I had actually created an account with Mint in November of 2007, but I got nervous about security, so I didn’t enter any of my account information into the site.  Then, a few weeks ago, I figured I should go ahead and give it a try.  Actually, just today, I came across a post helping to debunk some Mint myths.

The one weird part I’ve noticed is that it only imported some of my recent account transactions, but also imported a few that are a lot older.  I’m also looking forward to when they have a more in-depth analysis of investments and retirement portfolios.  And I’ve also found some of the categories to be odd or missing, and there doesn’t seem to be a way to add extra categories.  For example, I want to label my T-pass purchases as Transportation, but the closest I can label it is Travel.  It’s not a really big deal, but I’d like to have more accurate descriptions of my transactions.  I do like the analysis features, as well as the automatic data retrieval.  I do find it odd that, when you are able to compare your expenses to big cities, Boston isn’t listed.  But that’s a minor issue.  At any rate, I think I’ll add it to my list of financial tools.

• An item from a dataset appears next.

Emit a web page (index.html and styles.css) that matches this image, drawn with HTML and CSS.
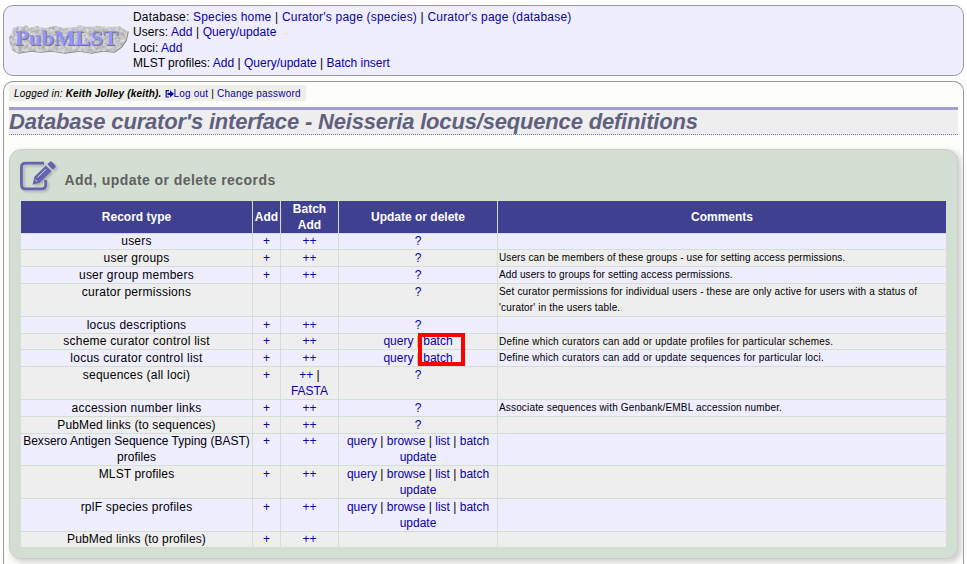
FILE: index.html
```html
<!DOCTYPE html>
<html lang="en">
<head>
<meta charset="utf-8">
<title>Database curator's interface</title>
<link rel="stylesheet" href="styles.css">
</head>
<body>
<header class="menu">
  <svg class="logo" width="122" height="34" viewBox="0 0 122 34">
    <defs><filter id="rough" x="-5%" y="-10%" width="110%" height="125%" color-interpolation-filters="sRGB"><feTurbulence type="fractalNoise" baseFrequency="0.3" numOctaves="3" seed="4" result="n"/><feColorMatrix in="n" type="matrix" values="0.35 0 0 0 0.6  0.35 0 0 0 0.6  0.35 0 0 0 0.6  0 0 0 0 1" result="g"/><feComposite in="g" in2="SourceGraphic" operator="in"/></filter></defs>
    <path fill="#888" d="M4 5L10 3 14 4 17 2 20 5 28 3 36 5 46 3 55 5 67 4 71 2 76 4 90 3 103 4 110 3 114 6 119 8 117 17 112 24 105 29 93 28 82 30 70 28 55 30 42 28 31 29 21 28 9 30 3 27 1 22 0 14 3 10Z" transform="translate(.8 .8)"/>
    <path filter="url(#rough)" fill="#bbb" d="M4 5L10 3 14 4 17 2 20 5 28 3 36 5 46 3 55 5 67 4 71 2 76 4 90 3 103 4 110 3 114 6 119 8 117 17 112 24 105 29 93 28 82 30 70 28 55 30 42 28 31 29 21 28 9 30 3 27 1 22 0 14 3 10Z"/>
    <text class="logo-shade" x="6.8" y="22.700" textLength="103" lengthAdjust="spacingAndGlyphs">PubMLST</text>
    <text class="logo-text" x="6" y="22" textLength="103" lengthAdjust="spacingAndGlyphs">PubMLST</text>
  </svg>
  <div class="links">
    <div class="wide">Database: <a>Species home</a> | <a>Curator's page (species)</a> | <a>Curator's page (database)</a></div>
    <div class="users">Users: <a>Add</a> | <a>Query/update</a></div>
    <div>Loci: <a>Add</a></div>
    <div>MLST profiles: <a>Add</a> | <a>Query/update</a> | <a>Batch insert</a></div>
  </div>
</header>
<main class="page">
  <div class="login"><i>Logged in: <b>Keith Jolley (keith).</b></i> <a><svg class="exit" width="9" height="8" viewBox="0 0 9 8"><path d="M4 .7H1.2V7H4" fill="none" stroke="currentColor" stroke-width="1.2"/><path d="M2.5 2.7H5V.3L9 3.9 5 7.500V5H2.5Z" fill="currentColor"/></svg>Log out</a> | <a>Change password</a></div>
  <h1>Database curator's interface - Neisseria locus/sequence definitions</h1>
  <section class="box">
    <div class="heading">
      <svg class="edit" width="42" height="38" viewBox="0 0 42 38"><path fill="none" stroke="#6464ae" stroke-width="2.800" d="M26 5.200H7.500Q3.400 5.200 3.400 9.300V26.700Q3.400 30.800 7.500 30.800H23.500Q27.700 30.800 27.700 26.700V22"/><path fill="#6464ae" d="M16.500 18.500L28 7.500 33.500 13 21.800 24.800 14.500 26.800ZM29.300 6.200L31.800 3.700Q32.800 3 33.800 3.700L37.300 7.200Q38 8.200 37.300 9.200L34.800 11.700Z"/><path d="M19.500 19.500L28 11.200M17 21.500L19.200 23.700" stroke="#d4dfd4" stroke-width="1"/></svg>
      <h2>Add, update or delete records</h2>
    </div>
    <table>
      <colgroup><col class="c1"><col class="c2"><col class="c3"><col class="c4"><col></colgroup>
      <thead><tr><th>Record type</th><th>Add</th><th>Batch<br>Add</th><th>Update or delete</th><th>Comments</th></tr></thead>
      <tbody>
      <tr class="h16"><td>users</td><td><a>+</a></td><td><a>++</a></td><td><a>?</a></td><td></td></tr>
      <tr class="h17"><td>user groups</td><td><a>+</a></td><td><a>++</a></td><td><a>?</a></td><td><span class="snug-note">Users can be members of these groups - use for setting access permissions.</span></td></tr>
      <tr class="h17"><td>user group members</td><td><a>+</a></td><td><a>++</a></td><td><a>?</a></td><td><span class="snug-note">Add users to groups for setting access permissions.</span></td></tr>
      <tr class="h33"><td>curator permissions</td><td></td><td></td><td><a>?</a></td><td>Set curator permissions for individual users - these are only active for users with a status of<br>'curator' in the users table.</td></tr>
      <tr class="h17"><td>locus descriptions</td><td><a>+</a></td><td><a>++</a></td><td><a>?</a></td><td></td></tr>
      <tr class="h16"><td>scheme curator control list</td><td><a>+</a></td><td><a>++</a></td><td><a>query</a> | <a class="marked">batch</a></td><td><span class="wide-note">Define which curators can add or update profiles for particular schemes.</span></td></tr>
      <tr class="h17"><td>locus curator control list</td><td><a>+</a></td><td><a>++</a></td><td><a>query</a> | <a>batch</a></td><td><span class="wide-note">Define which curators can add or update sequences for particular loci.</span></td></tr>
      <tr class="h33"><td>sequences (all loci)</td><td><a>+</a></td><td><a>++</a> |<br><a>FASTA</a></td><td><a>?</a></td><td></td></tr>
      <tr class="h17"><td>accession number links</td><td><a>+</a></td><td><a>++</a></td><td><a>?</a></td><td>Associate sequences with Genbank/EMBL accession number.</td></tr>
      <tr class="h17"><td class="snug">PubMed links (to sequences)</td><td><a>+</a></td><td><a>++</a></td><td><a>?</a></td><td></td></tr>
      <tr class="h32"><td class="tight">Bexsero Antigen Sequence Typing (BAST)<br>profiles</td><td><a>+</a></td><td><a>++</a></td><td><a>query</a> | <a>browse</a> | <a>list</a> | <a>batch<br>update</a></td><td></td></tr>
      <tr class="h33"><td class="snug">MLST profiles</td><td><a>+</a></td><td><a>++</a></td><td><a>query</a> | <a>browse</a> | <a>list</a> | <a>batch<br>update</a></td><td></td></tr>
      <tr class="h33"><td>rplF species profiles</td><td><a>+</a></td><td><a>++</a></td><td><a>query</a> | <a>browse</a> | <a>list</a> | <a>batch<br>update</a></td><td></td></tr>
      <tr class="h16"><td class="snug">PubMed links (to profiles)</td><td><a>+</a></td><td><a>++</a></td><td></td><td></td></tr>
      </tbody>
    </table>
  </section>
</main>
</body>
</html>
```
FILE: styles.css
```css
*, *::after { box-sizing: border-box; }
body { margin: 0; padding: 5px 3px 0; height: 564px; overflow: hidden; background: #fff; font: 12px/16px "Liberation Sans", Arial, sans-serif; color: #000; }
a { color: #0a00aa; }
.menu { display: flex; height: 71px; border: 1px solid #999; border-radius: 10px; background: #eef; padding: 3px 5px 0; }
.logo { margin-top: 14px; overflow: visible; flex: none; }
.logo-text, .logo-shade { font: bold 22px "Liberation Serif", serif; fill: #9494fa; }
.logo-shade { fill: #777; }
.links { margin-left: 2px; padding-top: .6px; line-height: 15.6px; white-space: nowrap; }
.wide { letter-spacing: .2px; }
.users { letter-spacing: .09px; }
.page { margin-top: 5px; height: 483px; border: 1px solid #999; border-bottom: 0; border-radius: 10px 10px 0 0; background: #fdfdf9; padding: 3px 5px 0; }
.login { width: 297px; height: 16px; background: #eeeeea; padding-left: 5px; font-size: 10px; line-height: 17px; letter-spacing: .2px; white-space: nowrap; }
.exit { vertical-align: -1px; }
h1 { margin: 6px 0 0; height: 28px; border-top: 3px solid #a0a0d0; border-bottom: 1px dotted #7575b2; background: #eee; font: italic bold 22px/24px "Liberation Sans", Arial, sans-serif; letter-spacing: -.18px; color: #606080; white-space: nowrap; }
.box { margin-top: 14px; height: 410px; border: 1px solid #ccc; border-radius: 12px; background: #d4dfd4; padding: 0 11px; box-shadow: 3px 3px 6px #ccc; }
.heading { display: flex; height: 51px; padding-top: 8px; }
.edit { margin-left: -3px; filter: drop-shadow(2px 2px 1px #9999); flex: none; }
h2 { margin: 12px 0 0 4.500px; font-size: 14px; line-height: 20px; color: #606060; letter-spacing: .44px; }
table { table-layout: fixed; width: 925px; border-collapse: separate; border-spacing: 0; text-align: center; }
.c1 { width: 231px; } .c2 { width: 28px; } .c3 { width: 58px; } .c4 { width: 159px; }
th, td { padding: 0; border-left: 1px solid #d4dfd4; white-space: nowrap; }
th:first-child, td:first-child { border-left: 0; }
th { height: 32px; background: #404090; color: #fff; }
td { border-top: 1px solid #d4dfd4; vertical-align: top; }
td:first-child { letter-spacing: .24px; }
td.snug { letter-spacing: .14px; }
td.tight { letter-spacing: .02px; }
tbody tr { background: #eee; }
tbody tr:nth-child(odd) { background: #eef; }
td:last-child { text-align: left; font-size: 10px; letter-spacing: .16px; padding-left: 1px; }
.snug-note { letter-spacing: .09px; }
.wide-note { letter-spacing: .22px; }
.h16 { height: 16px; line-height: 15px; }
.h17 { height: 17px; line-height: 16px; }
.h32 { height: 32px; line-height: 15.5px; }
.h33 { height: 33px; line-height: 16px; }
.marked { position: relative; }
.marked::after { content: ""; position: absolute; left: -5px; top: -1px; width: 47px; height: 33px; border: 4px solid #f00; }
```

One thing that I think comes up a lot with these sites, besides security concerns, is the inability to import some of your accounts.  Of my friends that use Mint or My Portfolio, a few (including a blogger or two) aren’t able to add accounts/debts from smaller organizations.  I’m sure that both companies are working on including more, but in the meantime, you’ll have to enter the numbers manually every month for My Portfolio (and I’m not sure if there’s an option like that for Mint).

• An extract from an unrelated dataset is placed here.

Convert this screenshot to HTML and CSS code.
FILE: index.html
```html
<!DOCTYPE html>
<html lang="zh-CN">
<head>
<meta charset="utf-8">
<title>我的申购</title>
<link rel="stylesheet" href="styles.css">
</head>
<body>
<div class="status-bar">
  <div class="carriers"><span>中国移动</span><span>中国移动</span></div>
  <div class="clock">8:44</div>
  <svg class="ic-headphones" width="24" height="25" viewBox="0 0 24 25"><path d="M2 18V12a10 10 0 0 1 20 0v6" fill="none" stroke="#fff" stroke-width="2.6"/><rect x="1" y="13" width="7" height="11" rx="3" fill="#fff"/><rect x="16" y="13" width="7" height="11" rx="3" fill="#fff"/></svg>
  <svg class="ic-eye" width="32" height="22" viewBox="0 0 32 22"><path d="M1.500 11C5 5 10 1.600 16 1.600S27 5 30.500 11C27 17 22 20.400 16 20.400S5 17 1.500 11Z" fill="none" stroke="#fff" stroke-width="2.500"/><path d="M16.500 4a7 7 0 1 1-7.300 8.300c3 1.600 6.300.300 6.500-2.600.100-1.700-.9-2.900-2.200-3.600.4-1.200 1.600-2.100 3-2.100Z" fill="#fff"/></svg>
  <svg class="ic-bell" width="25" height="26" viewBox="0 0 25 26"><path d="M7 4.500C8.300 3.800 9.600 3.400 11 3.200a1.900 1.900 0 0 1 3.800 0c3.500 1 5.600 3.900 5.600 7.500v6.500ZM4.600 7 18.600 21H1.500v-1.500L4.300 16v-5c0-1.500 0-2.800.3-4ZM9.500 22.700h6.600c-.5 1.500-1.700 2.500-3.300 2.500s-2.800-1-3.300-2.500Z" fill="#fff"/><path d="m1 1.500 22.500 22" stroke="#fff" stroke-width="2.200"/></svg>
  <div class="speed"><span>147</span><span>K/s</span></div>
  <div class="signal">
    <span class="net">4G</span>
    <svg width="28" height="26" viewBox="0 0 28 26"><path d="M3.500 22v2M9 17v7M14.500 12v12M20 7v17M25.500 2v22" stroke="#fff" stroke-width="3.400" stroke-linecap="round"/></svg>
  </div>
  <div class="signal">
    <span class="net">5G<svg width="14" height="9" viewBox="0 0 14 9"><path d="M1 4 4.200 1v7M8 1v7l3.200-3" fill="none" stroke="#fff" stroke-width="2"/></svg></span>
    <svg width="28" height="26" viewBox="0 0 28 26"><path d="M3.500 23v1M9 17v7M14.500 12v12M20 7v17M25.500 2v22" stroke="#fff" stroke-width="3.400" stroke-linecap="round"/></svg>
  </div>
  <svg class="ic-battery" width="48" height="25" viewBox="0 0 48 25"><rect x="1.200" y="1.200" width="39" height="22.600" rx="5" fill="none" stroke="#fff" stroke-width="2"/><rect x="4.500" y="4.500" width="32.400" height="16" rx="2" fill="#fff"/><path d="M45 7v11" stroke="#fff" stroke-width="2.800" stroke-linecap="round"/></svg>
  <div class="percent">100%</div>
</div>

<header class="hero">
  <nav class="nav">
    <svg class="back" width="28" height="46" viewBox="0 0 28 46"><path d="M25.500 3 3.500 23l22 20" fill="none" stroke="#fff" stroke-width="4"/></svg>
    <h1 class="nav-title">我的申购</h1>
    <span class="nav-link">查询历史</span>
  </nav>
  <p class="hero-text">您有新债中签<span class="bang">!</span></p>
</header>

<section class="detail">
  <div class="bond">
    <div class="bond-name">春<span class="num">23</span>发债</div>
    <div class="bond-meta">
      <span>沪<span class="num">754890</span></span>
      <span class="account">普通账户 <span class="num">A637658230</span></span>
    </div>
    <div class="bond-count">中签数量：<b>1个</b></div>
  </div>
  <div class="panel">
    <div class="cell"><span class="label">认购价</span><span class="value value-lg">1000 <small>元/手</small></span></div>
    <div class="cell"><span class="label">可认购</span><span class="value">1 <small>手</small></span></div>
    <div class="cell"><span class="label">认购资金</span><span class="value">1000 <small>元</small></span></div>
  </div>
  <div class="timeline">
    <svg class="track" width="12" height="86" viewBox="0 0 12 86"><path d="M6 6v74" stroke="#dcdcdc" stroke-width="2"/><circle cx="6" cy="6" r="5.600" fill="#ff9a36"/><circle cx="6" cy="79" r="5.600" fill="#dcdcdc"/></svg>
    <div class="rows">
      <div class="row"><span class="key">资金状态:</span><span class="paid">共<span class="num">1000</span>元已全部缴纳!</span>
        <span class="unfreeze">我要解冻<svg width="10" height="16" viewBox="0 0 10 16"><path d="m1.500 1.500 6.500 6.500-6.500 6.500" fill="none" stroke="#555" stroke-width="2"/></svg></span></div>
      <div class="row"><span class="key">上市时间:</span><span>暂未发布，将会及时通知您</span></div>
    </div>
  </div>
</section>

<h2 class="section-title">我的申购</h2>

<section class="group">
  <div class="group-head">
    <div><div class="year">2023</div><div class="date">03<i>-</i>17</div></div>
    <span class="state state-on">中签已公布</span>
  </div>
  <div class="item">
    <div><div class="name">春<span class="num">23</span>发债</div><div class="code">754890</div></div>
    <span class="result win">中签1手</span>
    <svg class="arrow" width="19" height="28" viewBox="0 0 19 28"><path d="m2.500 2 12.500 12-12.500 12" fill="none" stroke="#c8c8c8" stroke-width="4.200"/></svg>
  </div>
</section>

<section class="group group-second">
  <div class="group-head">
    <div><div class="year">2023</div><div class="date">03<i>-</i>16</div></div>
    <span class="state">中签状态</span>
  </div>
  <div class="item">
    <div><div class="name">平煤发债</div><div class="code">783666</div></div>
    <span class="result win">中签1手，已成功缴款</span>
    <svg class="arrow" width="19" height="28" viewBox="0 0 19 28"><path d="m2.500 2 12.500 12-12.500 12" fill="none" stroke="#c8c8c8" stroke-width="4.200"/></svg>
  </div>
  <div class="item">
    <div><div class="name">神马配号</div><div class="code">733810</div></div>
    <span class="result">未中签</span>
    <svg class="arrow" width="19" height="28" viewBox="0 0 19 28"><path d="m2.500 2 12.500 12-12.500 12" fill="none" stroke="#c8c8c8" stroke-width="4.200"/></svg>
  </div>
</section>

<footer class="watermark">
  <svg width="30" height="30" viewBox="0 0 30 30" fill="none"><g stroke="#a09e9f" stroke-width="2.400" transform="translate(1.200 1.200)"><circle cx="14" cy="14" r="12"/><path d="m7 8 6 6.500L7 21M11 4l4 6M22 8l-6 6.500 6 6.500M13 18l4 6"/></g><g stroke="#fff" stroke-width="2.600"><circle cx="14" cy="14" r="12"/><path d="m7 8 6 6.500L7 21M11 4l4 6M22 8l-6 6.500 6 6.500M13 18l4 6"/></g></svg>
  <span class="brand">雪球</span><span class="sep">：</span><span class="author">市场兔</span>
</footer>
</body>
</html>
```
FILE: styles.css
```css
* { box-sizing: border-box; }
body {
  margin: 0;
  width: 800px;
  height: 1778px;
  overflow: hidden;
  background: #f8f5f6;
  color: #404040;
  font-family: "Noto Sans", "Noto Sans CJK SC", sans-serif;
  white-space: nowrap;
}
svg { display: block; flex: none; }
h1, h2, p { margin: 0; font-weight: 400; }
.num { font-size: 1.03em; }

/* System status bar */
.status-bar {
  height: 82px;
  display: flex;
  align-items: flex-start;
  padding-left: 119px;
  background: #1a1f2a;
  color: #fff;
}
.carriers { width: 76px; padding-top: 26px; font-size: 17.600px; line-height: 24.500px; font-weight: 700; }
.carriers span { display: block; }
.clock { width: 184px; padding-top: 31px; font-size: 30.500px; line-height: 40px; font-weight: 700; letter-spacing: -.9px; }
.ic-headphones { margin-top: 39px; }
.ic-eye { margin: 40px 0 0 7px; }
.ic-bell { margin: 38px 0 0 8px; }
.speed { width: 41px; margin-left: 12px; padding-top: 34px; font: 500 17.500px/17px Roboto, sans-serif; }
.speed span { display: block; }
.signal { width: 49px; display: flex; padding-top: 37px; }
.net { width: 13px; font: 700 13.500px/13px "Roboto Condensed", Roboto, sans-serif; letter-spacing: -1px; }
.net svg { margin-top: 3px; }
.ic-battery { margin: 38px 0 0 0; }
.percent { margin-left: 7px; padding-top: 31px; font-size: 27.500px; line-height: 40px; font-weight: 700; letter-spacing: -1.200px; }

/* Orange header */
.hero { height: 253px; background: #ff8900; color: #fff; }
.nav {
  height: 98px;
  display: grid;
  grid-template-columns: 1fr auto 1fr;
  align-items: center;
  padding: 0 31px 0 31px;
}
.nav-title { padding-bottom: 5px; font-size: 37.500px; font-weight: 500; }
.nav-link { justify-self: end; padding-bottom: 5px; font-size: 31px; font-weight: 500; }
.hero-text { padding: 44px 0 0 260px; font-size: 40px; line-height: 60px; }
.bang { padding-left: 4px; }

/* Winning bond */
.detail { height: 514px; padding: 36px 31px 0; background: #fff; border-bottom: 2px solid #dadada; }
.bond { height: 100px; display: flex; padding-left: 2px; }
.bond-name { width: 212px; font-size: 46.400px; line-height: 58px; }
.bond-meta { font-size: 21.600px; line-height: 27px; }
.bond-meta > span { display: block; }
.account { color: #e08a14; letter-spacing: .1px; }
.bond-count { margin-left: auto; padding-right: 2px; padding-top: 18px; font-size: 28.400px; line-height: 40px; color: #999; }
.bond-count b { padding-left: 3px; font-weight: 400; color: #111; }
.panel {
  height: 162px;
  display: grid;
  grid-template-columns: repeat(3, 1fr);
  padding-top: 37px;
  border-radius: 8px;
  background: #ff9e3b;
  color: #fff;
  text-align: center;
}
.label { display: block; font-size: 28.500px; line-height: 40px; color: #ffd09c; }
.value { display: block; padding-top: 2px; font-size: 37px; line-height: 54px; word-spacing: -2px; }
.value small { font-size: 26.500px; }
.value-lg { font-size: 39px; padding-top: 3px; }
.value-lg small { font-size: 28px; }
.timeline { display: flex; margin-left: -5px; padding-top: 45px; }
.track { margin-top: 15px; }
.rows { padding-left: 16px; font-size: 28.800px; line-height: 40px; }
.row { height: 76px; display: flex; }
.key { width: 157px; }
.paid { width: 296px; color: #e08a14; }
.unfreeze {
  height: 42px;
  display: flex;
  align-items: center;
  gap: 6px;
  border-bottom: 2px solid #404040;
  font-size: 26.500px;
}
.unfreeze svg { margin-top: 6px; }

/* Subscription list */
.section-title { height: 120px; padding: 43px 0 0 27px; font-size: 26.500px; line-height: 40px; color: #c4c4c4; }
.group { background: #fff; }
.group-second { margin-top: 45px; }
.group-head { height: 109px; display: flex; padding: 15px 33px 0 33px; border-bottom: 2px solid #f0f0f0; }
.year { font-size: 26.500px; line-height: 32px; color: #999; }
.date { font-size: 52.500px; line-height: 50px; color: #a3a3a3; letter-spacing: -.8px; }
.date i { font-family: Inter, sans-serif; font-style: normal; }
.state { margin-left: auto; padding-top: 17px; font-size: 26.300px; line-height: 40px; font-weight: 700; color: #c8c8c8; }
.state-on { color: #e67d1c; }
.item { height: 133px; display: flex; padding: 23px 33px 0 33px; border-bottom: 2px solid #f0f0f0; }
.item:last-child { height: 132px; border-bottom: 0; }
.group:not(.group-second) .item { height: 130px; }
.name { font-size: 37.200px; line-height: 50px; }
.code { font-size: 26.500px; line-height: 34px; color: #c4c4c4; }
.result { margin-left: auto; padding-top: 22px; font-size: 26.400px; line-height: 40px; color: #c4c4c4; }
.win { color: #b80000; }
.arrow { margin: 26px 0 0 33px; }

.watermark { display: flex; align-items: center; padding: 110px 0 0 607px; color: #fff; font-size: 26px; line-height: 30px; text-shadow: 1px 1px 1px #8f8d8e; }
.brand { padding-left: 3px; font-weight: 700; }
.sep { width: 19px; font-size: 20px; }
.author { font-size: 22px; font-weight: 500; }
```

On a related note, has anyone else had issues with My Portfolio, specifically with updating imported ING accounts?  I’ve found that it wants me to re-enter my login information, but when I do, it still doesn’t work.

How do you keep track of your money (or lack thereof)?  I know Penny was asking the same thing a while back (and heard from quite a few people!)  But I’m curious as well!  And I’d love to hear if anyone has that My Portfolio/ING thing figured out.